Nancy Gallagher is the director at the Center for International and Security Studies at the University of Maryland (CISSM) and a research professor in the University of Maryland School of Public Policy. Her current research includes a book project on Strategic Logics for Arms Control; public opinion surveys about security policy in the United States, Iran and other countries; initiatives to improve cybersecurity decision-making; and cooperative strategies to reduce nuclear risks and enhance space security.
Before coming to the University of Maryland, Gallagher was the executive director of the Clinton administration’s Comprehensive Test Ban Treaty Task Force and worked with the special advisor to the President and the secretary of state to build bipartisan support for U.S. ratification.

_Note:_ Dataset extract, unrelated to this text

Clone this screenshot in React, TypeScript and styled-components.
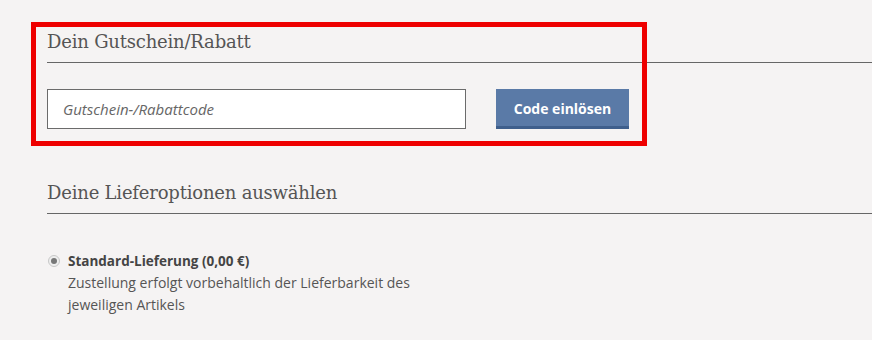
import React from "react";
import styled, { createGlobalStyle } from "styled-components";

const Global = createGlobalStyle`
  html, body { margin: 0; padding: 0; background: #f5f3f3; }
  body { font-family: "Open Sans", "Liberation Sans", sans-serif; }
`;

const Page = styled.div`
  position: relative;
  width: 872px;
  height: 340px;
  overflow: hidden;
  padding: 30px 0 0 47px;
  box-sizing: border-box;
`;

const Section = styled.section<{ $gap: number }>`
  display: flex;
  flex-direction: column;
  gap: ${(p) => p.$gap}px;
`;

const Heading = styled.h2`
  margin: 0;
  font-family: "DejaVu Serif", "Liberation Serif", serif;
  font-weight: 400;
  font-size: 18px;
  line-height: 24px;
  color: #555;
  padding-bottom: 8px;
  border-bottom: 1px solid #666;
  letter-spacing: -0.2px;
`;

const CouponRow = styled.div`
  display: flex;
  align-items: center;
  gap: 30px;
`;

const Input = styled.input`
  width: 419px;
  height: 40px;
  box-sizing: border-box;
  border: 1px solid #6b6b6b;
  background: #fff;
  padding: 0 15px;
  font-family: "Open Sans", sans-serif;
  font-size: 15px;
  outline: none;
  &::placeholder {
    color: #666;
    font-style: italic;
  }
`;

const Button = styled.button`
  width: 133px;
  height: 40px;
  box-sizing: border-box;
  border: none;
  border-bottom: 3px solid #3f5f8c;
  background: #5a7aa7;
  color: #fff;
  font-family: "Open Sans", sans-serif;
  font-weight: 700;
  font-size: 14px;
  padding: 2px 0 0;
`;

const Highlight = styled.div`
  position: absolute;
  left: 31px;
  top: 22px;
  width: 616px;
  height: 124px;
  box-sizing: border-box;
  border: 5px solid #ee0000;
  pointer-events: none;
`;

const Spacer = styled.div<{ $h: number }>`
  height: ${(p) => p.$h}px;
`;

const Option = styled.label`
  display: flex;
  gap: 8px;
  align-items: flex-start;
  color: #555;
  font-size: 14px;
  line-height: 22px;
`;

const Radio = styled.span`
  flex: none;
  width: 12px;
  height: 12px;
  margin-top: 5px;
  margin-left: 1px;
  border-radius: 50%;
  border: 1px solid #c8c8c8;
  background: #eee;
  box-sizing: border-box;
  display: flex;
  align-items: center;
  justify-content: center;
  &::after {
    content: "";
    width: 6px;
    height: 6px;
    border-radius: 50%;
    background: #777;
  }
`;

const OptionText = styled.div`
  width: 350px;
`;

const OptionTitle = styled.div`
  font-weight: 700;
  color: #444;
  font-size: 13.5px;
`;

export default function App() {
  return (
    <>
      <Global />
      <Page>
        <Section $gap={26}>
          <Heading>Dein Gutschein/Rabatt</Heading>
          <CouponRow>
            <Input placeholder="Gutschein-/Rabattcode" />
            <Button>Code einlösen</Button>
          </CouponRow>
        </Section>
        <Spacer $h={52} />
        <Section $gap={36}>
          <Heading>Deine Lieferoptionen auswählen</Heading>
          <Option>
            <Radio />
            <OptionText>
              <OptionTitle>Standard-Lieferung (0,00 €)</OptionTitle>
              Zustellung erfolgt vorbehaltlich der Lieferbarkeit des jeweiligen Artikels
            </OptionText>
          </Option>
        </Section>
        <Highlight />
      </Page>
    </>
  );
}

She has been an arms control specialist in the State Department, a Foster Fellow in the Arms Control and Disarmament Agency, and a faculty member at Wesleyan University.
Gallagher is the author of The Politics of Verification (Johns Hopkins University Press, 1999), and the editor of Arms Control: New Approaches to Theory and Policy (Frank Cass, 1998). She has co-authored three monographs: Comprehensive Nuclear Material Accounting: A Proposal to Reduce Global Nuclear Risk(2014); Reconsidering the Rules for Space Security (2008); and Controlling Dangerous Pathogens (2007). She has conducted a series of studies about U.S. and Iranian public opinion on the 2015 nuclear deal, and written numerous policy reports, articles and op eds. She won the University of Maryland’s 2015 Research Communication Impact Award, as well as the Outstanding Invention of 2016 award for her development, with Charles Harry, of a cybersecurity risk analysis framework.